→ GIVEN TASK
In this exercise, return the whole listing exactly, excluding any images.

[Lines of data]

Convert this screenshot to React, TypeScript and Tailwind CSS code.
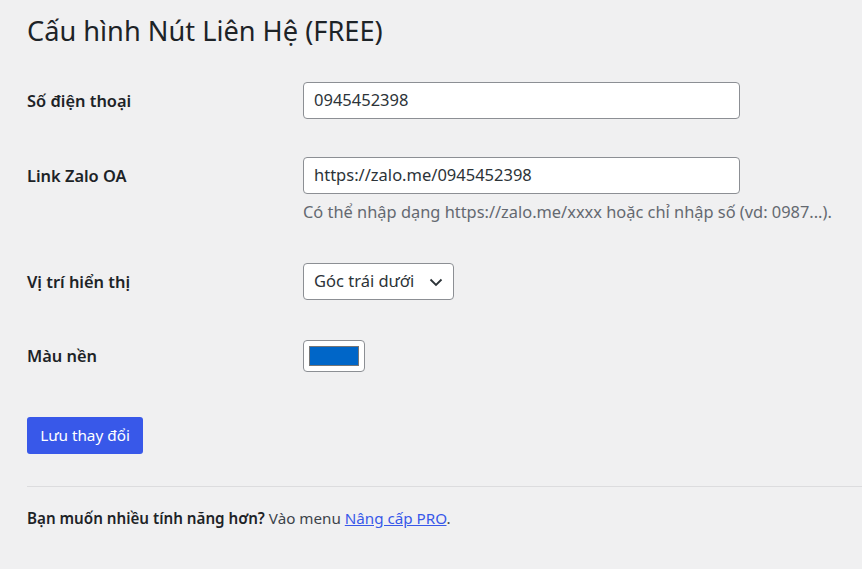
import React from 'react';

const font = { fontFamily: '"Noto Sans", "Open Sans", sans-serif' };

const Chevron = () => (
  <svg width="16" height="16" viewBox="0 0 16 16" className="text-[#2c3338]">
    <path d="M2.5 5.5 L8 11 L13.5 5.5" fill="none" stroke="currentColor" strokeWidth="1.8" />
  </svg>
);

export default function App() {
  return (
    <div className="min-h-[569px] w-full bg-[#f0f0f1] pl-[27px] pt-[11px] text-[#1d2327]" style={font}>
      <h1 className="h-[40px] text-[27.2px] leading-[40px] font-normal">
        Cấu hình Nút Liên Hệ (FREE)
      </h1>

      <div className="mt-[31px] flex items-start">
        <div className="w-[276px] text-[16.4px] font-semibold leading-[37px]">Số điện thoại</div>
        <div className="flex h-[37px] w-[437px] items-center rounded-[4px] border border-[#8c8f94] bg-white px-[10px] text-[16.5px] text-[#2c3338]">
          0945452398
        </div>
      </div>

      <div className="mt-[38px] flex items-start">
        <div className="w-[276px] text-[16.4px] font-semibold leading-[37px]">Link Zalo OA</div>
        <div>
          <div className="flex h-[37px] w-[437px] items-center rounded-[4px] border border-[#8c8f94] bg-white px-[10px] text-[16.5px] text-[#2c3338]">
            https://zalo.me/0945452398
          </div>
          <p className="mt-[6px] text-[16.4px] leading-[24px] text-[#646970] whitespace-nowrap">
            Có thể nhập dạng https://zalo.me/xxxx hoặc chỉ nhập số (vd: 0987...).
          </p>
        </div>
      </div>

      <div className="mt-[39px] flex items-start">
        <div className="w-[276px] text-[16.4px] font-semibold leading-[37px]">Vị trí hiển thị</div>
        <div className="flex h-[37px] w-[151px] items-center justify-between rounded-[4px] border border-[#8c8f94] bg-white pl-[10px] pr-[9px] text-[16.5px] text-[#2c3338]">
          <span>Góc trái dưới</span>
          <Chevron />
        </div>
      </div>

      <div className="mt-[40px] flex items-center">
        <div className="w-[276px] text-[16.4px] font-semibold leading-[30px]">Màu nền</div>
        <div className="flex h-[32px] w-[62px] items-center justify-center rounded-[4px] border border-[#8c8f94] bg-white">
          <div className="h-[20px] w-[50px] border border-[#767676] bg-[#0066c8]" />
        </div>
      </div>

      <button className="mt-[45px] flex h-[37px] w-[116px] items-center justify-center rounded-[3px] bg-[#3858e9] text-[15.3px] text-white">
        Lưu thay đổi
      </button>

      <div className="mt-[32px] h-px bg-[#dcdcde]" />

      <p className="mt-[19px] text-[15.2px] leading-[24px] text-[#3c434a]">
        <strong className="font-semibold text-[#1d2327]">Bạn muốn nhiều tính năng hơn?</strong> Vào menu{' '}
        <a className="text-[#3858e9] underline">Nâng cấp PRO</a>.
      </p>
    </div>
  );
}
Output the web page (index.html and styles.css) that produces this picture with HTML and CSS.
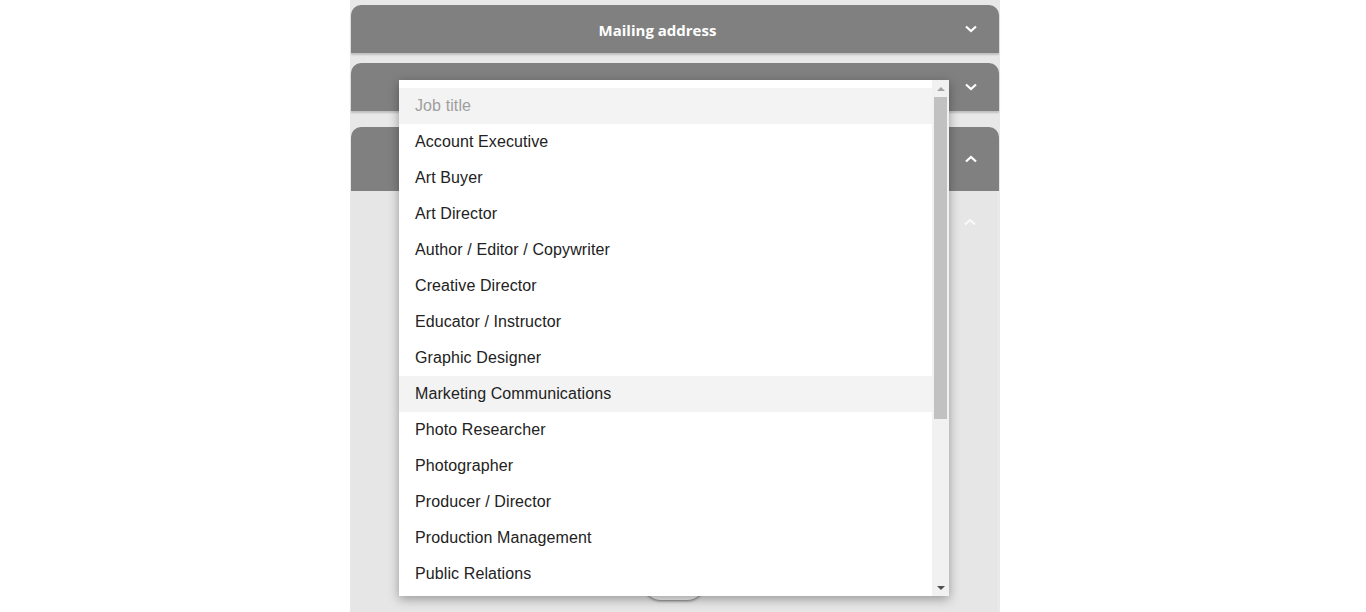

→ THE COMPLETED TASK
Convert this screenshot to React, TypeScript and Tailwind CSS code.
import React from 'react';

const font = { fontFamily: '"Noto Sans", "Open Sans", sans-serif' };

const Chevron = () => (
  <svg width="16" height="16" viewBox="0 0 16 16" className="text-[#2c3338]">
    <path d="M2.5 5.5 L8 11 L13.5 5.5" fill="none" stroke="currentColor" strokeWidth="1.8" />
  </svg>
);

export default function App() {
  return (
    <div className="min-h-[569px] w-full bg-[#f0f0f1] pl-[27px] pt-[11px] text-[#1d2327]" style={font}>
      <h1 className="h-[40px] text-[27.2px] leading-[40px] font-normal">
        Cấu hình Nút Liên Hệ (FREE)
      </h1>

      <div className="mt-[31px] flex items-start">
        <div className="w-[276px] text-[16.4px] font-semibold leading-[37px]">Số điện thoại</div>
        <div className="flex h-[37px] w-[437px] items-center rounded-[4px] border border-[#8c8f94] bg-white px-[10px] text-[16.5px] text-[#2c3338]">
          0945452398
        </div>
      </div>

      <div className="mt-[38px] flex items-start">
        <div className="w-[276px] text-[16.4px] font-semibold leading-[37px]">Link Zalo OA</div>
        <div>
          <div className="flex h-[37px] w-[437px] items-center rounded-[4px] border border-[#8c8f94] bg-white px-[10px] text-[16.5px] text-[#2c3338]">
            https://zalo.me/0945452398
          </div>
          <p className="mt-[6px] text-[16.4px] leading-[24px] text-[#646970] whitespace-nowrap">
            Có thể nhập dạng https://zalo.me/xxxx hoặc chỉ nhập số (vd: 0987...).
          </p>
        </div>
      </div>

      <div className="mt-[39px] flex items-start">
        <div className="w-[276px] text-[16.4px] font-semibold leading-[37px]">Vị trí hiển thị</div>
        <div className="flex h-[37px] w-[151px] items-center justify-between rounded-[4px] border border-[#8c8f94] bg-white pl-[10px] pr-[9px] text-[16.5px] text-[#2c3338]">
          <span>Góc trái dưới</span>
          <Chevron />
        </div>
      </div>

      <div className="mt-[40px] flex items-center">
        <div className="w-[276px] text-[16.4px] font-semibold leading-[30px]">Màu nền</div>
        <div className="flex h-[32px] w-[62px] items-center justify-center rounded-[4px] border border-[#8c8f94] bg-white">
          <div className="h-[20px] w-[50px] border border-[#767676] bg-[#0066c8]" />
        </div>
      </div>

      <button className="mt-[45px] flex h-[37px] w-[116px] items-center justify-center rounded-[3px] bg-[#3858e9] text-[15.3px] text-white">
        Lưu thay đổi
      </button>

      <div className="mt-[32px] h-px bg-[#dcdcde]" />

      <p className="mt-[19px] text-[15.2px] leading-[24px] text-[#3c434a]">
        <strong className="font-semibold text-[#1d2327]">Bạn muốn nhiều tính năng hơn?</strong> Vào menu{' '}
        <a className="text-[#3858e9] underline">Nâng cấp PRO</a>.
      </p>
    </div>
  );
}
Output the web page (index.html and styles.css) that produces this picture with HTML and CSS.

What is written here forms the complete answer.